By Carlos Miranda García-Tejedor

The Great Hours of Anne of Brittany is undoubtedly a masterpiece of French painting, as is fitting for a manuscript intended for someone who was twice queen of France: with Charles VIII and then Louis XII.
 
The folios of this codex feature veritable paintings rather than the miniatures usual in this type of book. Jean Bourdichon painted almost fifty full-page scenes with gold frames upon a ground of parchment dyed black. These miniatures are comparable to paintings on canvas or board not only because of their dimensions but also because of their foregrounds, use of perspective, pictorial technique, realism of the portraits, etc.

Master Bourdichon was court painter to Louis XI, Charles VIII, Louis XII and Francis I, and his paintings clearly contributed to the Gothic to Renaissance evolution.
 
Following the death of the duchess of Brittany in 1514, her Great Hours enthralled Louis XIV who transferred them to the “curiosities cabinet” at the palace of Versailles. This beautiful codex subsequently enraptured Napoleon III, who exhibited it at the Musée des Souverains in the Louvre from 1852 to 1872. It is now one of the most highly-prized treasures of the Bibliothèque nationale de France. Not in vain do art historians deem The Great Hours of Anne of Brittany to be one of the most outstanding books of hours in existence.
 

Epiphany Scene

Shining above the holes in the stable adjoining the classical building in ruins is the star which must be understood to be both the star leading the three Wise Men and the star of Jacob that identified Christ as the prophesied Messiah.
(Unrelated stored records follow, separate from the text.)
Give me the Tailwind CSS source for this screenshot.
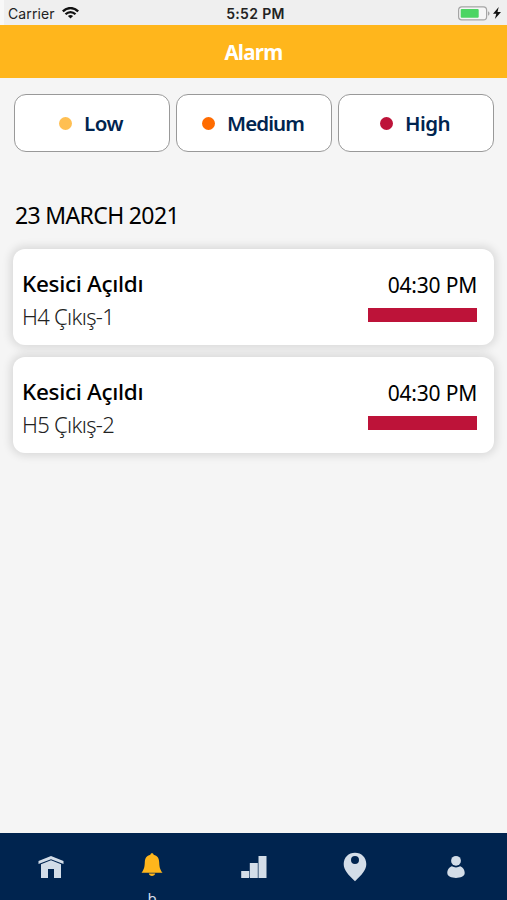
<!DOCTYPE html>
<html lang="tr">
<head>
<meta charset="utf-8">
<title>Alarm</title>
<script src="https://cdn.jsdelivr.net/npm/@tailwindcss/browser@4"></script>
</head>
<body class="w-[507px] h-[900px] overflow-hidden bg-[#f5f5f5] font-['Noto_Sans',sans-serif] text-black">
<div class="flex h-[900px] flex-col">
  <div class="grid h-[25px] shrink-0 grid-cols-3 items-center border-l-4 border-[#f8f8f8] bg-[#efefef] pt-[3px] font-['Inter',sans-serif] text-[14px] leading-none text-[#222]">
    <div class="flex items-center gap-[7px] pl-1">
      <span class="tracking-[0.1px]">Carrier</span>
      <svg class="mb-0.5 h-3 w-[17px]" viewBox="0 0 17 12" fill="none" stroke="#111" stroke-width="2.3"><path d="M.8 4.4C5.2-.1 11.8-.1 16.2 4.4M3.5 7.2c2.9-2.9 7.1-2.9 10 0"/><path d="M8.5 11.6 5.9 9c1.4-1.4 3.8-1.4 5.2 0z" fill="#111" stroke="none"/></svg>
    </div>
    <span class="text-center text-[14px] font-semibold tracking-[0.35px] whitespace-nowrap">5:52 PM</span>
    <div class="flex items-center justify-end gap-[3px] pr-[6px] pb-[2px]">
      <svg class="h-[15px] w-8" viewBox="0 0 32 15"><rect x=".6" y=".9" width="28" height="13" rx="3.2" fill="#f6f6f6" stroke="#a5a5a5" stroke-width="1.2"/><rect x="2.7" y="3" width="18" height="8.8" rx="1" fill="#4cd563"/><path d="M30 5.200c2 .8 2 3.700 0 4.500z" fill="#a5a5a5"/></svg>
      <svg class="h-3 w-2" viewBox="0 0 8 12"><path d="M5.700 0 0 6.800h3.300L1.900 12 8 4.900H4.500z" fill="#111"/></svg>
    </div>
  </div>
  <header class="flex h-[53px] shrink-0 items-center justify-center bg-[#ffb61c] pt-0.5 text-[20.5px] font-bold tracking-[-0.7px] text-white"><h1>Alarm</h1></header>

  <main class="flex-1 px-[13px] pt-4">
    <div class="grid grid-cols-3 gap-1.5 pl-px text-[20.5px] font-semibold text-[#00244f]">
      <button class="flex h-[58px] items-center justify-center gap-[12px] rounded-xl border border-[#999] bg-white pr-[2px]"><span class="size-[13px] rounded-full bg-[#ffbf52]"></span><span class="tracking-[-0.4px]">Low</span></button>
      <button class="flex h-[58px] items-center justify-center gap-[12px] rounded-xl border border-[#999] bg-white pr-[2px]"><span class="size-[13px] rounded-full bg-[#ff6b00]"></span><span class="tracking-[-0.9px]">Medium</span></button>
      <button class="flex h-[58px] items-center justify-center gap-[12px] rounded-xl border border-[#999] bg-white pr-[2px]"><span class="size-[13px] rounded-full bg-[#bd1339]"></span><span class="tracking-[-0.6px]">High</span></button>
    </div>
    <h2 class="mt-[46px] ml-0.5 h-[35px] text-[23px] leading-[34px] tracking-[-0.65px]">23 MARCH 2021</h2>
    <div class="mt-4 flex flex-col gap-3">
      <article class="flex h-[96px] justify-between rounded-xl bg-white pt-[17px] pr-[17px] pl-[9px] shadow-[0_0_9px_3px_rgba(0,0,0,0.11)]">
        <div>
          <h3 class="h-[33px] text-[22.5px] leading-[36px] font-medium tracking-[-0.3px]">Kesici Açıldı</h3>
          <p class="h-[33px] text-[22px] leading-[35px] font-light tracking-[-0.7px] text-[#222]">H4 Çıkış-1</p>
        </div>
        <div class="flex flex-col items-end">
          <time class="h-[42px] text-[21px] leading-[39px] tracking-[-0.2px]">04:30 PM</time>
          <span class="h-[14px] w-[109px] bg-[#bd1339]"></span>
        </div>
      </article>
      <article class="flex h-[96px] justify-between rounded-xl bg-white pt-[17px] pr-[17px] pl-[9px] shadow-[0_0_9px_3px_rgba(0,0,0,0.11)]">
        <div>
          <h3 class="h-[33px] text-[22.5px] leading-[36px] font-medium tracking-[-0.3px]">Kesici Açıldı</h3>
          <p class="h-[33px] text-[22px] leading-[35px] font-light tracking-[-0.7px] text-[#222]">H5 Çıkış-2</p>
        </div>
        <div class="flex flex-col items-end">
          <time class="h-[42px] text-[21px] leading-[39px] tracking-[-0.2px]">04:30 PM</time>
          <span class="h-[14px] w-[109px] bg-[#bd1339]"></span>
        </div>
      </article>
    </div>
  </main>

  <nav class="grid h-[67px] shrink-0 grid-cols-5 overflow-hidden bg-[#00244f] text-[#d3dde8]">
    <a class="flex justify-center pt-[22px]"><svg class="h-6 w-[26px]" viewBox="0 0 26 24" fill="currentColor"><path d="M.5 6 13 1l12.500 5v3L13 4.200.5 9z"/><path d="M3 9.300 13 5.200l10 4.100V23h-7v-9h-6v9H3z"/></svg></a>
    <a class="flex flex-col items-center pt-[20px] text-[#ffb61c]"><svg class="h-6 w-[22px] shrink-0" viewBox="0 0 22 24" fill="currentColor"><path d="M11 .3c1 0 1.500.6 1.600 1.400 3.900.8 5.400 3.600 5.600 7.500.2 5 .8 7.300 3.300 10.600H.5c2.500-3.300 3.100-5.600 3.300-10.600.2-3.900 1.700-6.700 5.600-7.500C9.500.9 10 .3 11 .3zM7.800 20.500h6.400c-.3 3.300-6.100 3.300-6.400 0z"/></svg><span class="mt-[11px] text-[15px] leading-5 text-[#d3dde8]">b</span></a>
    <a class="flex justify-center pt-[22px] pl-[2px]"><svg class="h-6 w-[26px]" viewBox="0 0 26 24" fill="currentColor"><path d="M.2 16h8v7h-8zM8.800 8h8v15h-8zM17.500 1h8v22h-8z"/></svg></a>
    <a class="flex justify-center pt-[19px]"><svg class="h-[30px] w-6" viewBox="0 0 24 30" fill="currentColor"><path fill-rule="evenodd" d="M12 .8C5.500.8.700 5.600.700 12 .7 18 5 22.500 12 29.300 19 22.500 23.300 18 23.300 12 23.300 5.600 18.500.8 12 .8zm0 3.200a4 4 0 1 1 0 8 4 4 0 0 1 0-8z"/></svg></a>
    <a class="flex justify-center pt-[22px]"><svg class="h-6 w-[18px]" viewBox="0 0 18 24" fill="currentColor"><circle cx="9" cy="5.800" r="4.900"/><path d="M4.800 11.300c2.500 1.500 5.900 1.500 8.400 0 2.600.8 4.500 3.800 4.500 6.800 0 6.500-17.400 6.500-17.400 0 0-3 1.900-6 4.500-6.800z"/></svg></a>
  </nav>
</div>
</body>
</html>
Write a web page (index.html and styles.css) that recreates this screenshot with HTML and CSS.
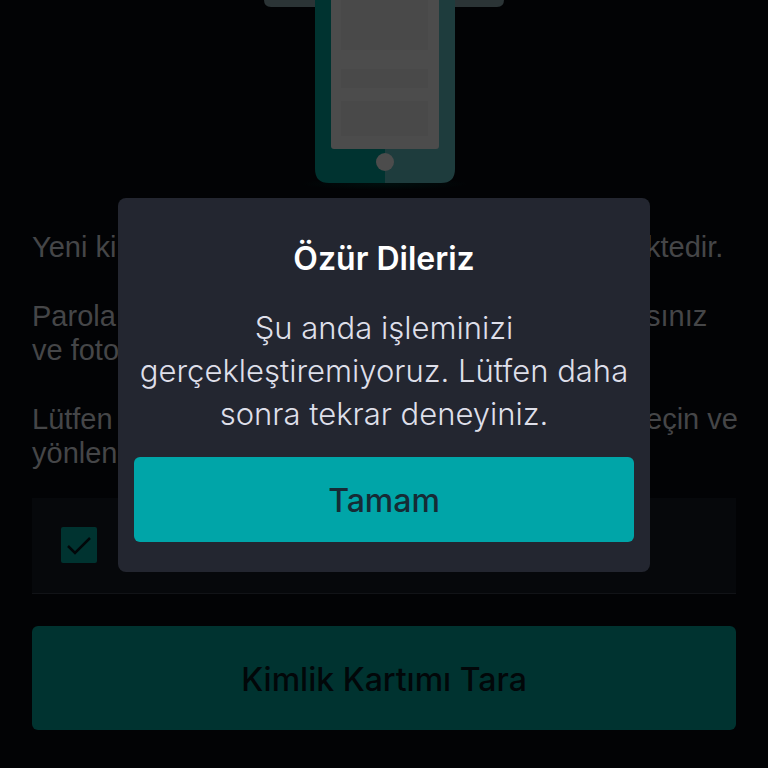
FILE: index.html
```
<!DOCTYPE html>
<html lang="tr">
<head>
<meta charset="utf-8">
<meta name="viewport" content="width=device-width, initial-scale=1">
<title>Kimlik Kartımı Tara</title>
<link rel="stylesheet" href="styles.css">
</head>
<body>
<main class="page">
  <svg class="illustration" viewBox="0 0 240 198" aria-hidden="true">
    <defs>
      <radialGradient id="shadow">
        <stop offset="0" stop-color="#000e0d"/>
        <stop offset="1" stop-color="#020305"/>
      </radialGradient>
    </defs>
    <ellipse cx="121" cy="184" rx="84" ry="6" fill="url(#shadow)"/>
    <path d="M0 0H240Q240 7 233 7H7Q0 7 0 0Z" fill="#2b3436"/>
    <path d="M51 0H121V183H65Q51 183 51 169Z" fill="#003330"/>
    <path d="M121 0H191V169Q191 183 177 183H121Z" fill="#1e3c3d"/>
    <path d="M67 0H175V146Q175 149 172 149H70Q67 149 67 146Z" fill="#4c4c4c"/>
    <path d="M77 0H164V50H77ZM77 69H164V88H77ZM77 101H164V136H77Z" fill="#494949"/>
    <circle cx="121" cy="162" r="9" fill="#4c4c4c"/>
  </svg>
  <div class="copy">
    <p class="line"><span>Yeni ki</span><span>ktedir.</span></p>
    <p class="line"><span>Parola</span><span>sınız</span><span>ve foto</span></p>
    <p class="line"><span>Lütfen</span><span>eçin ve</span><span>yönlen</span></p>
  </div>
  <div class="consent">
    <label class="check">
      <input type="checkbox" checked aria-label="Onay">
      <svg viewBox="0 0 36 36" aria-hidden="true"><path d="M7 19L14 26L29 11" fill="none" stroke="#020709" stroke-width="2.5"/></svg>
    </label>
  </div>
  <button class="button scan" type="button">Kimlik Kartımı Tara</button>
</main>
<div class="overlay">
  <section class="dialog" role="dialog" aria-modal="true" aria-labelledby="title">
    <h1 class="title" id="title">Özür Dileriz</h1>
    <p class="message">Şu anda işleminizi gerçekleştiremiyoruz. Lütfen daha sonra tekrar deneyiniz.</p>
    <button class="button confirm" type="button">Tamam</button>
  </section>
</div>
</body>
</html>
```
FILE: styles.css
```
* {
  box-sizing: border-box;
}

body {
  margin: 0;
  background: #020305;
  font-family: "Liberation Sans", sans-serif;
}

.page {
  display: flex;
  flex-direction: column;
  padding: 0 32px 38px;
}

.illustration {
  width: 240px;
  align-self: center;
}

.copy {
  display: grid;
  gap: 35px;
  margin-top: 32px;
  color: #454648;
  font-size: 29px;
  line-height: 34px;
}

.line {
  display: grid;
  grid-template-columns: 1fr 90px;
  margin: 0;
  white-space: nowrap;
}

.consent {
  display: flex;
  margin-top: 28px;
  padding: 29px;
  height: 96px;
  background: #06080b;
  border-bottom: 1px solid #111317;
}

.check {
  display: grid;
  width: 36px;
  height: 36px;
}

.check input,
.check svg {
  grid-area: 1 / 1;
  width: 36px;
  height: 36px;
  margin: 0;
}

.check input {
  appearance: none;
  background: #003330;
  border-radius: 2px;
}

.button {
  width: 100%;
  padding: 2px 0 0;
  border: 0;
  border-radius: 6px;
  font-family: Inter, sans-serif;
  font-size: 32px;
  font-weight: 500;
}

.scan {
  margin-top: 32px;
  height: 104px;
  background: #003330;
  color: #020709;
}

.overlay {
  position: fixed;
  inset: 0;
  display: grid;
  grid-template-columns: minmax(0, 532px);
  place-content: center;
  padding-top: 2px;
}

.dialog {
  padding: 41px 16px 30px;
  border-radius: 8px;
  background: #232630;
  text-align: center;
}

.title {
  margin: 0 0 27px;
  color: #fff;
  font-family: Inter, sans-serif;
  font-size: 32px;
  font-weight: 600;
  line-height: 40px;
}

.message {
  margin: 0 0 22px;
  color: #dedfe9;
  font-family: Inter, sans-serif;
  font-size: 31px;
  font-weight: 300;
  line-height: 43px;
}

.confirm {
  height: 85px;
  background: #00a5a8;
  color: #162b35;
}
```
Carolingian artists borrowed compositions from fourth- and fifth-century sarcophagi, highlighting the majesty of Our Lady and Jesus by situating the scene in an architectonic setting evoking the house mentioned in Matthew 2: 11. Leaning upon his staff in the background is St Joseph watching Our Lady sitting in the foreground presenting the naked puer senex Child, with his legs crossed to symbolise power and his hand raised in blessing, seated in her lap. In front of him, opening a casket of gold escudos, kneels Melchior, an old, bald man with his crown in the crook of his left arm, as in the Hours of Louis XII. His naturalist appearance endows him with powerful individual traits and is a prop enabling spectators to imagine and, in line with modern devotion, etch the Epiphany scene upon their memory more realistically.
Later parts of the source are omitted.